The following definitions are taken from [RFC3654] (Khosravi, H. and T. Anderson, “Requirements for Separation of IP Control and Forwarding,” November 2003.)and [RFC3746] (Yang, L., Dantu, R., Anderson, T., and R. Gopal, “Forwarding and Control Element Separation (ForCES) Framework,” April 2004.):

Logical Functional Block (LFB) -- A template that represents a fine-grained, logically separate aspects of FE processing.

ForCES Protocol -- The protocol used at the Fp reference point in the ForCES Framework in [RFC3746] (Yang, L., Dantu, R., Anderson, T., and R. Gopal, “Forwarding and Control Element Separation (ForCES) Framework,” April 2004.).

ForCES Protocol Layer (ForCES PL) -- A layer in the ForCES architecture that embodies the ForCES protocol and the state transfer mechanisms as defined in [RFC5810] (Doria, A., Hadi Salim, J., Haas, R., Khosravi, H., Wang, W., Dong, L., Gopal, R., and J. Halpern, “Forwarding and Control Element Separation (ForCES) Protocol Specification,” March 2010.).

ForCES Protocol Transport Mapping Layer (ForCES TML) -- A layer in ForCES protocol architecture that specifically addresses the protocol message transportation issues, such as how the protocol messages are mapped to different transport media (like SCTP, IP, TCP, UDP, ATM, Ethernet, etc), and how to achieve and implement reliability, security, etc.



 TOC 

2.  Introduction



Figure 1 (ForCES Architecture) illustrates a ForCES NE controlled by a set of redundant CEs with CE1 being active and CE2 and CEn-1 being a backup.

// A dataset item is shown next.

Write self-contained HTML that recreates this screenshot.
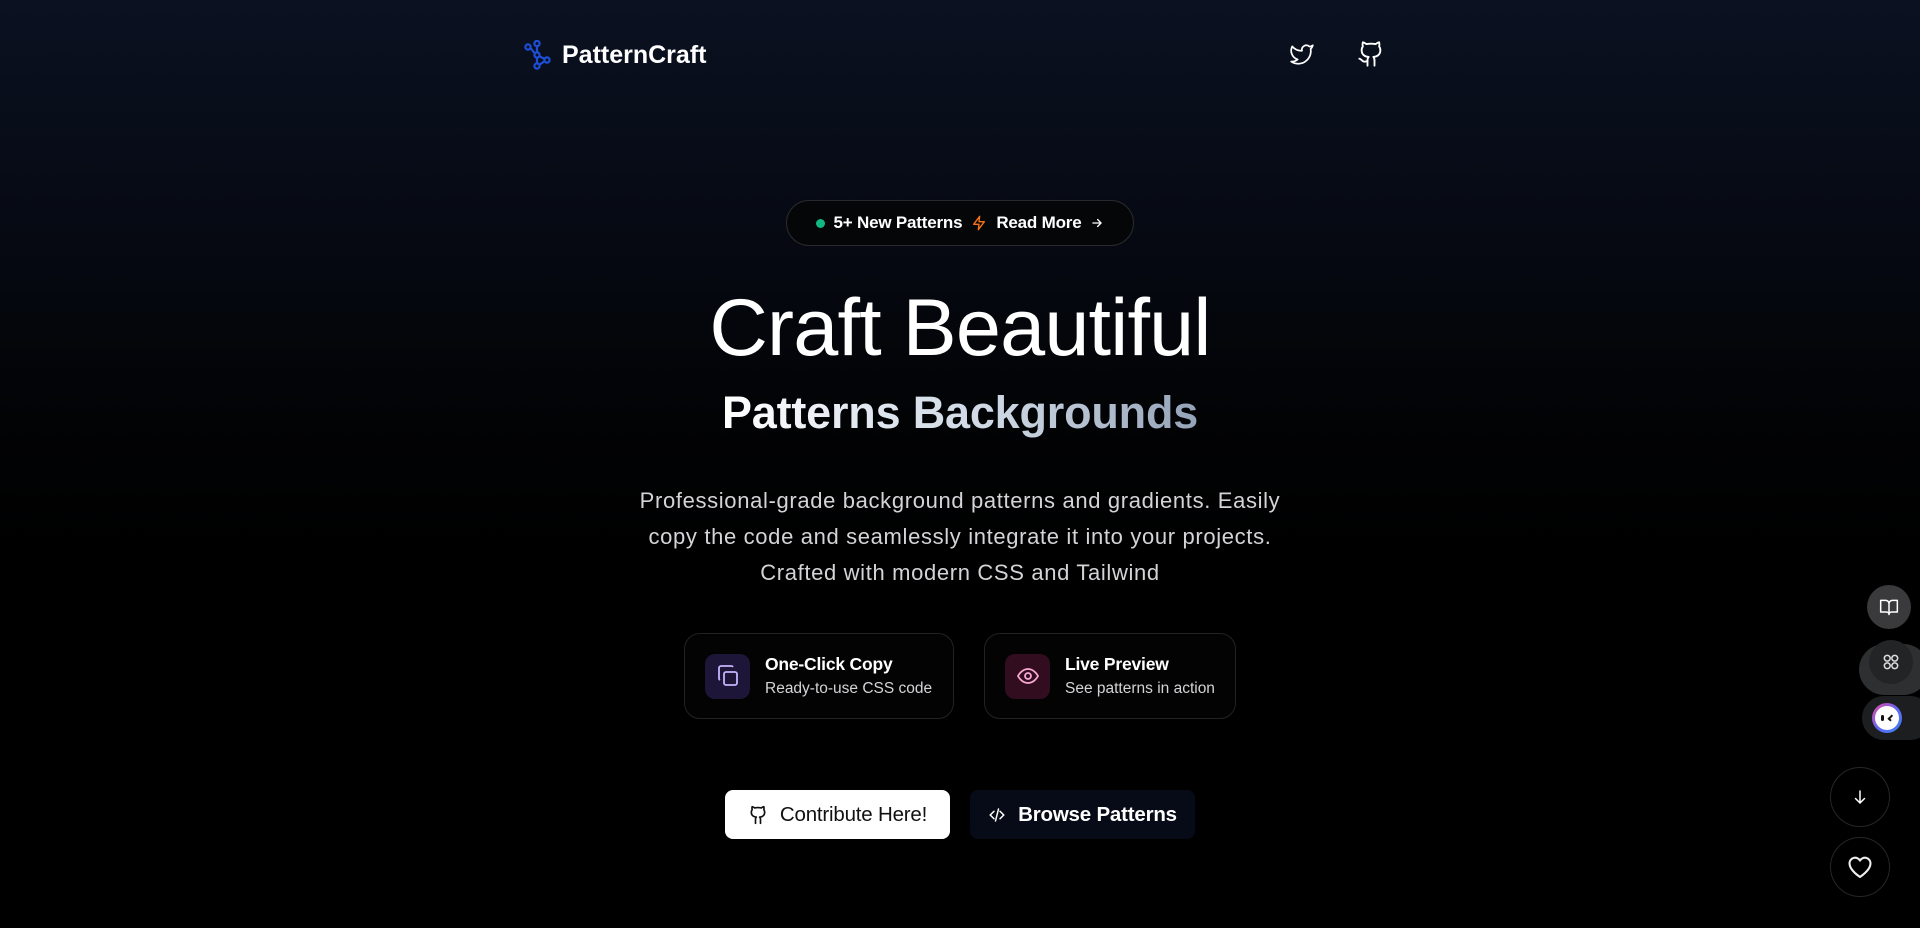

                        -----------------------------------------
                        | ForCES Network Element                |
                        |                        +-----------+  |
                        |                        |  CEn-1    |  |
                        |                        |  (Backup) |  |
  --------------   Fc   | +------------+      +------------+ |  |
  | CE Manager |--------+-|     CE1    |------|    CE2     |-+  |
  --------------        | |  (Active)  |  Fr  |  (Backup)  |    |
        |               | +-------+--+-+      +---+---+----+    |
        | Fl            |         |  |    Fp      /   |         |
        |               |         |  +---------+ /    |         |
        |               |       Fp|            |/     |Fp       |
        |               |         |            |      |         |
        |               |         |      Fp   /+--+   |         |
        |               |         |  +-------+    |   |         |
        |               |         |  |            |   |         |
  --------------    Ff  | --------+--+--      ----+---+----+    |
  | FE Manager |--------+-|     FE1    |  Fi  |     FE2    |    |
  --------------        | |            |------|            |    |
                        | --------------      --------------    |
                        |   |  |  |  |          |  |  |  |      |
                        ----+--+--+--+----------+--+--+--+-------
                            |  |  |  |          |  |  |  |
                            |  |  |  |          |  |  |  |
                              Fi/f                   Fi/f

       Fp: CE-FE interface
       Fi: FE-FE interface
       Fr: CE-CE interface
       Fc: Interface between the CE Manager and a CE
       Ff: Interface between the FE Manager and an FE
       Fl: Interface between the CE Manager and the FE Manager
       Fi/f: FE external interface
 Figure 1: ForCES Architecture 

The ForCES architecture allows FEs to be aware of multiple CEs but enforces that only one CE be the master controller. This is known in the industry as 1+N redundancy [refxxxx]. The master CE controls the FEs via the ForCES protocol operating in the Fp interface. If the master CE becomes faulty, a backup CE takes over and NE operation continues. By definition, the current documented setup is known as cold-standby [refxxxx]. The CE set is static and is passed to the FE by the FE Manager (FEM) via the Ff interface and to each CE by the CE Manager (CEM) in the Fc interface during the pre-association phase.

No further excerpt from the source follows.